【参考例子】安装训练环境和记录测试结果 - bettermorn/IAICourse GitHub Wiki
1 服务器环境
功能 | 参数/工具名称 | 版本号 |
---|---|---|
操作系统 | CentOS 7.7 | 内核linux mstation 3.10.0-1062.18.1.el7.x86 64 |
CPU | 12vCPU | - |
内存 | 128GB | - |
GPU 2卡 | NVIDIA GP100GL Quadro | - |
- 查看 硬盘信息确定安装路径
df -h
fdisk -l
- 后台运行生成文件
python x.py &>> xxx.out
参考https://askubuntu.com/questions/420981/how-do-i-save-terminal-output-to-a-file
访问方法
- SSH: putty
- SFTP:fileZilla
2 安装基础应用
2.1 运行环境安装参考
Python 3.8
下载链接:https://www.python.org/downloads/release/python-3811/ 安装方法:https://packaging.python.org/guides/installing-using-linux-tools/
Anaconda
https://docs.anaconda.com/anaconda/install/linux/ 可在conda上建立多个环境,以便用于不同的模型训练
NVIDIA CUDA-enabled
CUDA Installation Guide for Linux 参考 https://docs.nvidia.com/cuda/archive/10.2/cuda-installation-guide-linux/index.html
cuDNN
用于深层神经网络的gpu加速库 下载: https://developer.nvidia.com/rdp/cudnn-download 安装:https://docs.nvidia.com/deeplearning/cudnn/install-guide/index.html
- https://docs.nvidia.com/deeplearning/cudnn/install-guide/index.html#installlinux Note: the tar file installation applies to all Linux platforms.

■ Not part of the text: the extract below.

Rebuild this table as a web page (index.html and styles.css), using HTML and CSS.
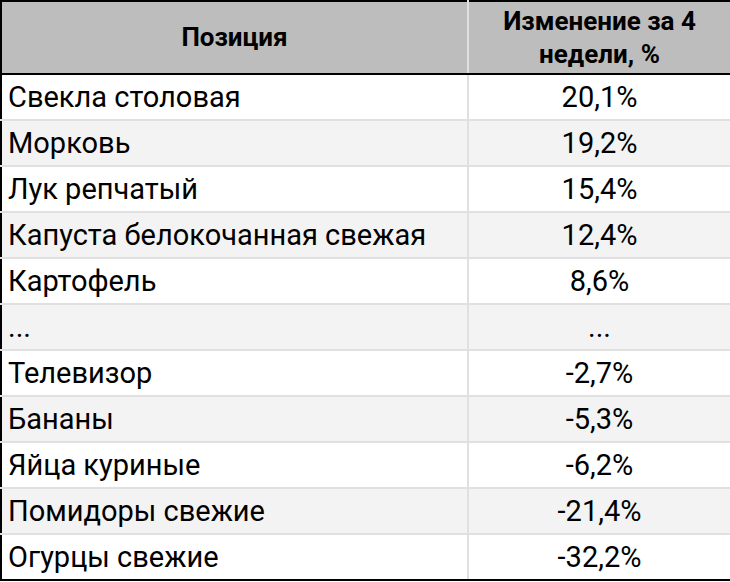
FILE: index.html
```html
<!DOCTYPE html>
<html lang="ru">
<head>
<meta charset="utf-8">
<link rel="stylesheet" href="styles.css">
</head>
<body>
<table class="tbl">
  <colgroup><col class="c1"><col class="c2"></colgroup>
  <thead>
    <tr class="head"><th>Позиция</th><th>Изменение за 4<br>недели, %</th></tr>
  </thead>
  <tbody>
    <tr><td>Свекла столовая</td><td class="num">20,1%</td></tr>
    <tr><td>Морковь</td><td class="num">19,2%</td></tr>
    <tr><td>Лук репчатый</td><td class="num">15,4%</td></tr>
    <tr><td>Капуста белокочанная свежая</td><td class="num">12,4%</td></tr>
    <tr><td>Картофель</td><td class="num">8,6%</td></tr>
    <tr><td>...</td><td class="num">...</td></tr>
    <tr><td>Телевизор</td><td class="num">-2,7%</td></tr>
    <tr><td>Бананы</td><td class="num">-5,3%</td></tr>
    <tr><td>Яйца куриные</td><td class="num">-6,2%</td></tr>
    <tr><td>Помидоры свежие</td><td class="num">-21,4%</td></tr>
    <tr><td>Огурцы свежие</td><td class="num">-32,2%</td></tr>
  </tbody>
</table>
</body>
</html>
```
FILE: styles.css
```css
html, body {
  margin: 0;
  padding: 0;
  background: #ffffff;
}
.tbl {
  width: 730px;
  border-collapse: collapse;
  table-layout: fixed;
  font-family: Roboto, "Liberation Sans", sans-serif;
  color: #000;
}
.c1 { width: 467px; }
.c2 { width: 263px; }
.tbl th, .tbl td {
  border: 2px solid #e0e0e0;
  padding: 0 6px;
}
.head th {
  background: #bdbdbd;
  font-weight: 700;
  font-size: 26px;
  line-height: 33px;
  height: 71px;
  text-align: center;
  border-top: 2px solid #000;
  border-bottom: 2px solid #000;
}
.tbl th:first-child, .tbl td:first-child { border-left: 2px solid #000; }
.tbl th:last-child, .tbl td:last-child { border-right: 2px solid #000; }
.tbl tbody tr:last-child td { border-bottom: 2px solid #000; }
.tbl td {
  font-size: 29px;
  height: 44px;
  line-height: 32px;
  text-align: left;
}
.tbl td.num { text-align: center; }
.tbl tbody tr:nth-child(even) td { background: #f3f3f3; }
```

- get following installation from https://developer.nvidia.com/rdp/cudnn-download https://developer.nvidia.com/compute/machine-learning/cudnn/secure/8.2.4/10.2_20210831/cudnn-10.2-linux-x64-v8.2.4.15.tgz
wget https://developer.nvidia.com/compute/machine-learning/cudnn/secure/8.2.4/10.2_20210831/cudnn-10.2-linux-x64-v8.2.4.15.tgz
tar -xzvf cudnn-10.2-linux-x64-v8.2.4.15.tgz
2.2 安装过程命令
- Conda 2021.05
- Python 3.8.11
- CUDA 10.2
- KB:custom install path only for shell file:
sudo sh cuda_10.2.89_440.33.01_linux.run --silent \
--toolkit --toolkitpath=/home/hpc/cuda/toolkit \
--samples --samplespath=/home/hpc/cuda/samples \
--defaultroot=/home/hpc/cuda --tmpdir=/home/hpc/cuda/tmp --installpath=/home/hpc/install --extract=/home/hpc/extract --no-man-page --kernel-source-path=/home/hpc/kernel --librarypath=/home/hpc/lib
refer to:
- How do I install the Toolkit in a different location? https://docs.nvidia.com/cuda/cuda-installation-guide-linux/index.html#faq1
- how can I install CUDA on linux on a custom path (not in /usr/local) https://superuser.com/questions/1131813/how-can-i-install-cuda-on-linux-on-a-custom-path-not-in-usr-local
- cuDNN 8.1.1.33_CUDA11.2
3 路径设置
3.1 备用文件
- /home/hpc/files
3.2 Conda 环境
- tsai
- cnnlstmdense
3.3 代码
- /home/hpc/cnnlstmdense
- data
- models
- outputs
- /home/hpc/tsai
- data
- models
- output
4 运行报告
编号 | 运行时长(分钟或者小时) | epochs | batch_size | 模型和运行参数 | 评价指标:正确率%等 | GPU | cuDNN |
---|---|---|---|---|---|---|---|